* **Aim of the task**
The records below are made of lines; count those holding the word "Tailwind" and give the number only.

* **Dataset extract**
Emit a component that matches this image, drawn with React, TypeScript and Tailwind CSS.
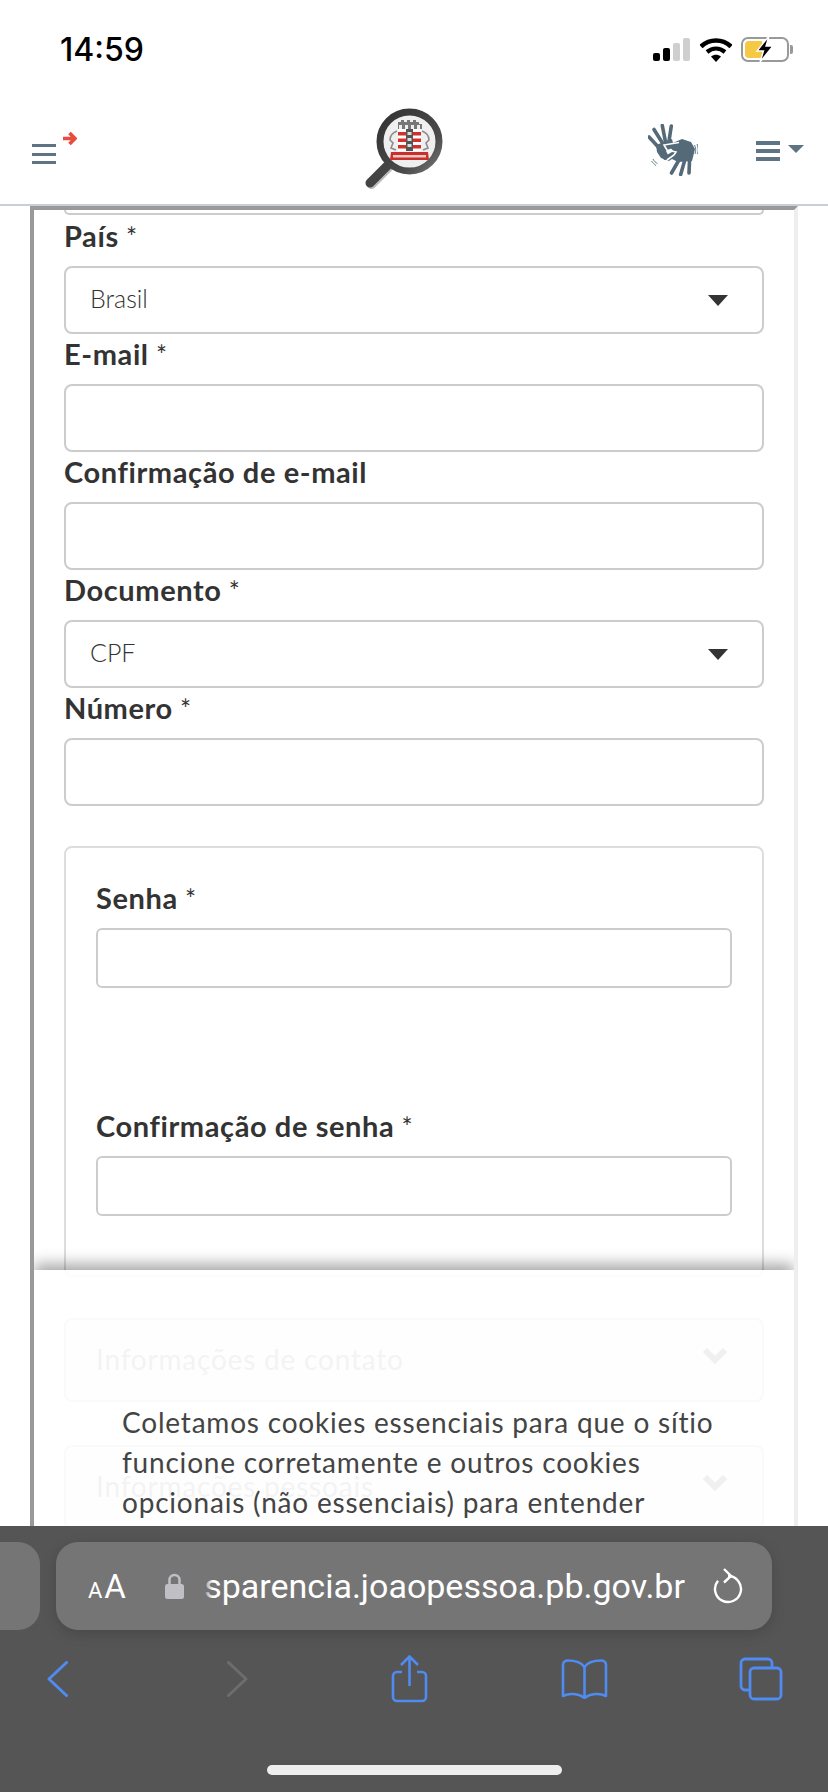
* * *
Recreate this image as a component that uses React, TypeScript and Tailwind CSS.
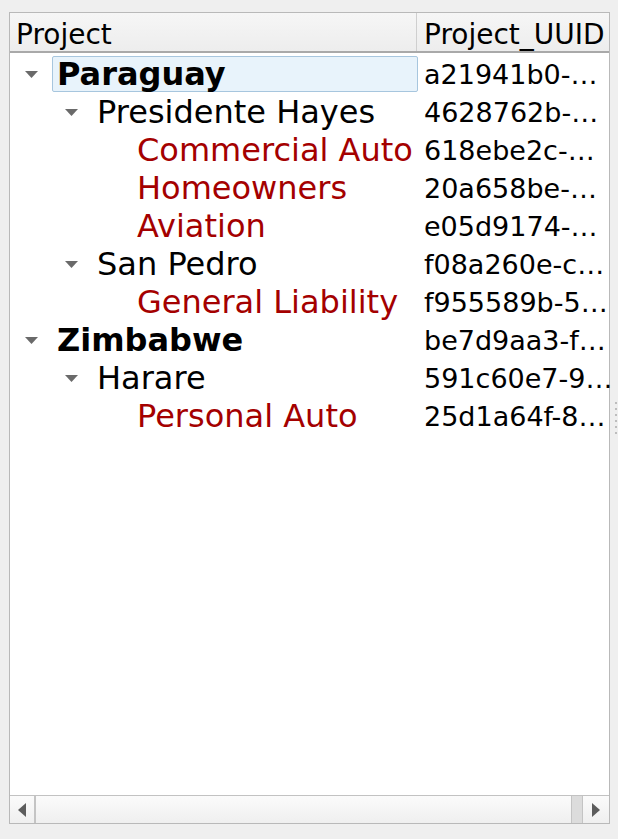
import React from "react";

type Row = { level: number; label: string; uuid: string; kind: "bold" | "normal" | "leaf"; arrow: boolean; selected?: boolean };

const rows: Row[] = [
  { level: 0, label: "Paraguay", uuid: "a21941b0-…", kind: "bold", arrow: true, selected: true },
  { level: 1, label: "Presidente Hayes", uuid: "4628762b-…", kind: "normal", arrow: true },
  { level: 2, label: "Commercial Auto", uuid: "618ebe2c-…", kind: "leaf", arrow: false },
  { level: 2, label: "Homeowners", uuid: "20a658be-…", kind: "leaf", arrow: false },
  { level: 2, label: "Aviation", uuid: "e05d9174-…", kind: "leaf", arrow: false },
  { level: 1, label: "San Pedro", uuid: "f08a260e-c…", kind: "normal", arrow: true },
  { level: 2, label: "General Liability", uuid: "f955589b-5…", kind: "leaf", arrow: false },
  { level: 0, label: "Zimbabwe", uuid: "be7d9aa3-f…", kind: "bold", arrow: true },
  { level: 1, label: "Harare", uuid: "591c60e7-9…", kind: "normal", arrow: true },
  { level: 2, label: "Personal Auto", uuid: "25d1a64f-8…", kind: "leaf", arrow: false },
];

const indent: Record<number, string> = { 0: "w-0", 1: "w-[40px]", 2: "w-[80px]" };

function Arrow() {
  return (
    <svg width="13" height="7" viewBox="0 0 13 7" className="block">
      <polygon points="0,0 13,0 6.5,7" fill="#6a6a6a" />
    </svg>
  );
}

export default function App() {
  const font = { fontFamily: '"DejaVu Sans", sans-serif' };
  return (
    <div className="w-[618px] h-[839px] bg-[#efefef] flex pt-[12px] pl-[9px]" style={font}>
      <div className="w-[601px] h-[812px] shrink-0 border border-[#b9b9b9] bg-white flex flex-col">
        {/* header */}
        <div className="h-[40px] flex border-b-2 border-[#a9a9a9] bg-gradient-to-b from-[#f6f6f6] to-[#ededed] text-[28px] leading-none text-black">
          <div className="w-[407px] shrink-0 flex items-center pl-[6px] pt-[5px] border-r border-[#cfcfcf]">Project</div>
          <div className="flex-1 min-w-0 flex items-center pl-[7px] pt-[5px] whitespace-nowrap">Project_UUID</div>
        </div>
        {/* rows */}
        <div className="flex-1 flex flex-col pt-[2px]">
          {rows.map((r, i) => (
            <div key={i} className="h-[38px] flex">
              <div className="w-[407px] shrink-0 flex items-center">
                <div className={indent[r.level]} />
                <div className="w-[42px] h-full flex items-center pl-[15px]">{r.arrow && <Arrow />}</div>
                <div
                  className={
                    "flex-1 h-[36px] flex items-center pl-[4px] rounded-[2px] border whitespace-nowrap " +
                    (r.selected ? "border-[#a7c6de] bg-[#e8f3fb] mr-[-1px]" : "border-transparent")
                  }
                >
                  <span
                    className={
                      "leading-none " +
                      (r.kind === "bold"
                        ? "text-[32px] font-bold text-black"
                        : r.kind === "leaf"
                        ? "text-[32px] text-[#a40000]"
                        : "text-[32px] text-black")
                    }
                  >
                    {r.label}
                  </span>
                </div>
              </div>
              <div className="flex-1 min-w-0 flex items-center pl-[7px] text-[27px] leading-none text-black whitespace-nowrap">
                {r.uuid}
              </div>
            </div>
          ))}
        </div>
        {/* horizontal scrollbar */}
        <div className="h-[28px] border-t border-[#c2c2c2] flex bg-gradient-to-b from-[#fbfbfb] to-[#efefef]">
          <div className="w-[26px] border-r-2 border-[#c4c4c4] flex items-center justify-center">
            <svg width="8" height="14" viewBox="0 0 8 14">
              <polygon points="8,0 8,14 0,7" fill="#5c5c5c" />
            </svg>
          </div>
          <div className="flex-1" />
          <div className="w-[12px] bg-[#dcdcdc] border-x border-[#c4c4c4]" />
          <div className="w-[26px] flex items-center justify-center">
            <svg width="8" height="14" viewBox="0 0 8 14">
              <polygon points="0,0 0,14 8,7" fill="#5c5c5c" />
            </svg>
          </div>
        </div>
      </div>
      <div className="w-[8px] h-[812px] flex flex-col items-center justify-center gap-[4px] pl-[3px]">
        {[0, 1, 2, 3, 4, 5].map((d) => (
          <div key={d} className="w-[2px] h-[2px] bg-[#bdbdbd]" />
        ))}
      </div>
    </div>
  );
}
--
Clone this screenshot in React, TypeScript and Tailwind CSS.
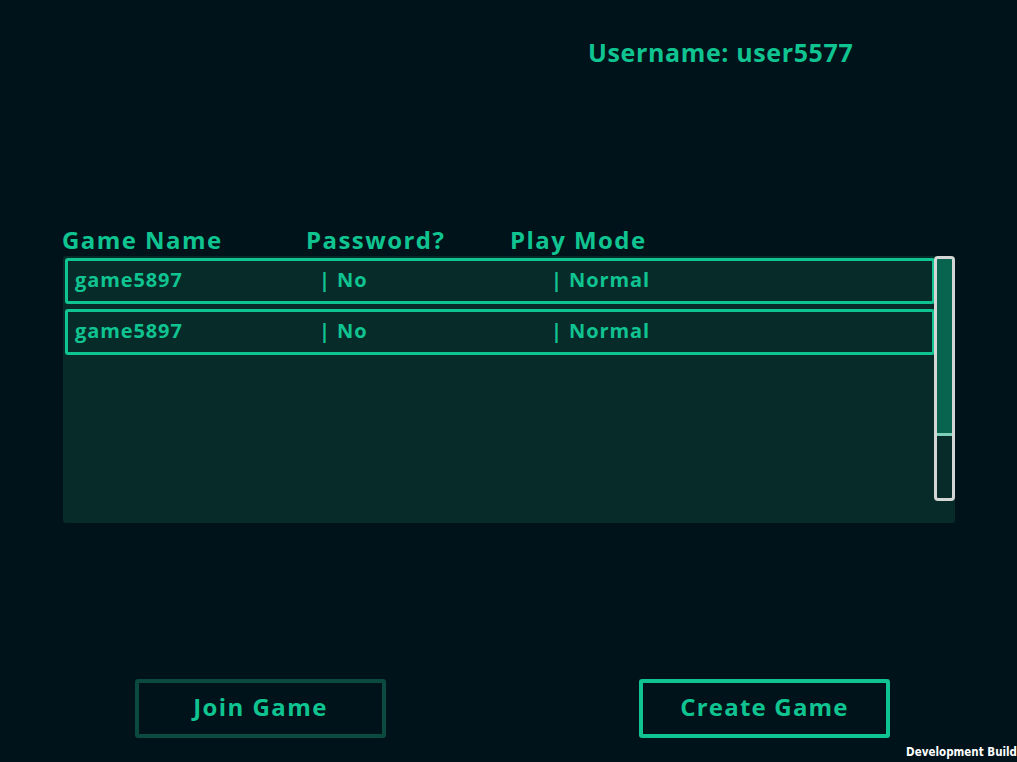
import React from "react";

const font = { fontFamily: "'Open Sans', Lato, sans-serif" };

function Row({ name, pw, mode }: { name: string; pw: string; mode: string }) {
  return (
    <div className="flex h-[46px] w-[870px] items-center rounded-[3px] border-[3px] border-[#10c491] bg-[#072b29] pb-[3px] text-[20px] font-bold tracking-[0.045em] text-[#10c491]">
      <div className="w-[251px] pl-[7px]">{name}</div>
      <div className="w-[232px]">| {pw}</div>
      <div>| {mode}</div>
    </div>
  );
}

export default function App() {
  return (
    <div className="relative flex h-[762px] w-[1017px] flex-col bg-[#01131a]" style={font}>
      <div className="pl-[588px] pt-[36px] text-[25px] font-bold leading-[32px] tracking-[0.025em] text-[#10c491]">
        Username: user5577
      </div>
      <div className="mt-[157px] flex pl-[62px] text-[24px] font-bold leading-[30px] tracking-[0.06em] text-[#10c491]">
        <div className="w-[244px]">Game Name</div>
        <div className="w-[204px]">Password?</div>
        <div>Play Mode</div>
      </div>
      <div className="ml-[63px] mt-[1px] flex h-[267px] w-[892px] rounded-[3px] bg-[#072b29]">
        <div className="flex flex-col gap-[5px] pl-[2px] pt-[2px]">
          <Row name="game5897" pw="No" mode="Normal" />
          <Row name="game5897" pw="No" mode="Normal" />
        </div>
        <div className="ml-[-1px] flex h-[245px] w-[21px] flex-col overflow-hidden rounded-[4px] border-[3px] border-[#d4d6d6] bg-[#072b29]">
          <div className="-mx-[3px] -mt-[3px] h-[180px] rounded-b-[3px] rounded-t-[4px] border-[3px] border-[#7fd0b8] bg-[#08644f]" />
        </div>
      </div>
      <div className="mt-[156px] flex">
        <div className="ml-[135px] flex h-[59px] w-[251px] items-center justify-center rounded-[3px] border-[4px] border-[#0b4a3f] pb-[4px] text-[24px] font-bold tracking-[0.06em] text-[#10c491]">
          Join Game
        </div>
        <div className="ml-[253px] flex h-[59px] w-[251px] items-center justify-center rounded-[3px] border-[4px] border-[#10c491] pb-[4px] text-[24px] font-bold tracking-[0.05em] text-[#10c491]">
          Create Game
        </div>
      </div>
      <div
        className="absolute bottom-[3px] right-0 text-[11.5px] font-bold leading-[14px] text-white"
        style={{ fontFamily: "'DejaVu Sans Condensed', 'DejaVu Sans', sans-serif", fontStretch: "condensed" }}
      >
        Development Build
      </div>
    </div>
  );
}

* **Reply**
3